Encouraging students to be political and to be motivated to express themselves surely must mean that they can express themselves when there’s somebody there to hear them. You can wonder if a tree that falls in the forest when no one is there makes any sound. But there’s no wonder in the fact that if you put on a mask of Ian Borg when there’s nobody there to see it, you’re not a protester, you’re a fetishist with very particular and rather unattractive inclinations.
The university is another institution captured by the Labour Party. Yesterday’s act of blatant censorship, officially justified in a statement by the unashamed excuse that there were too many people at university that could see the protest for it to be acceptable, is the work of Alfred Vella, a Labour apparatchik with an elaborate toga who runs the university as its rector with 5 – five! – pro-rectors that help him bring everyone in line.
Yesterday’s act of blatant censorship would have been enforced through one pro-rector specifically, Carmen Sammut, whose responsibility it is to oversee events like fresher’s week. Her entire career has been consumed by the rewriting of history and kerfuffing political commentary in a way that in her mind the behaviour of Malta’s Labour Party makes some sort of sense. From a revisionist ideologue she has now been given a position of power, invited to write Kafkaesque history, rather than just reinventing it. And we can see how she’s using that power, by policing the university’s sterile complacency, conformity and compliance.
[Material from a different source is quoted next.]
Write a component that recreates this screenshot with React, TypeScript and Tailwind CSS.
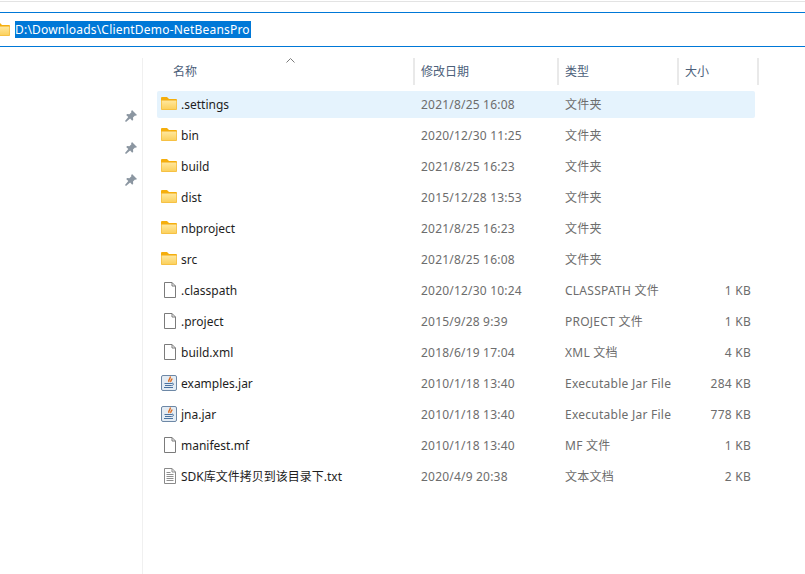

Mrs Dolores Fuckin’ Umbridge.
Remember the same people who now wear the trappings of state power carrying a coffin in the streets in which they symbolically buried free speech because the university pulled a printed student magazine article written from the autobiographical point of view of a violent and sadistic child rapist?
I cannot justify that university decision. The rector at the time said his lawyers told him the article breached obscenity laws and if he permitted its circulation, he’d be criminally liable. So, it is hard to blame the rector for that act of censorship. But the laws that he applied amounted to censorship and free-speech campaigners were right to protest.
But where are they now? How can they march in the street for the right to write from the perspective of a violent, sadistic child rapist but be ambivalent – and in their silence, hostile – to the right to mock a government minister?
This reality sums the situation up. The government tells us we are free. And we are, as long as the views we express are in conformity with its own. Graffitti is not free to put on an Ian Borg mask in Freshers’ Week because there are too many people watching.
My message to Graffitti is this. When they took away, every day, flowers and candles and messages of protest from the great siege memorial in Valletta because they don’t like that we protest for truth and justice for Daphne you should have stood up to notice.
Heard what they said? “The UM feels that this event is not the appropriate platform to voice any form of protest.” That’s exactly like ‘the great siege memorial is a national monument and not the appropriate location to remember a journalist’. It’s exactly like ‘the front of their own private property is not the appropriate place for the Caruana Galizia family to hang a banner asking who killed their mother’.
In other words, here, when a protest happens it is not the protesters that get to decide where and how it happens, but those protested against.
If they don’t like what you say, they’ll come take it away from you and put it in rubbish bins. If they can do it to us, they can do it to you. They’ll do it to anyone that dares step in their way … when others are watching.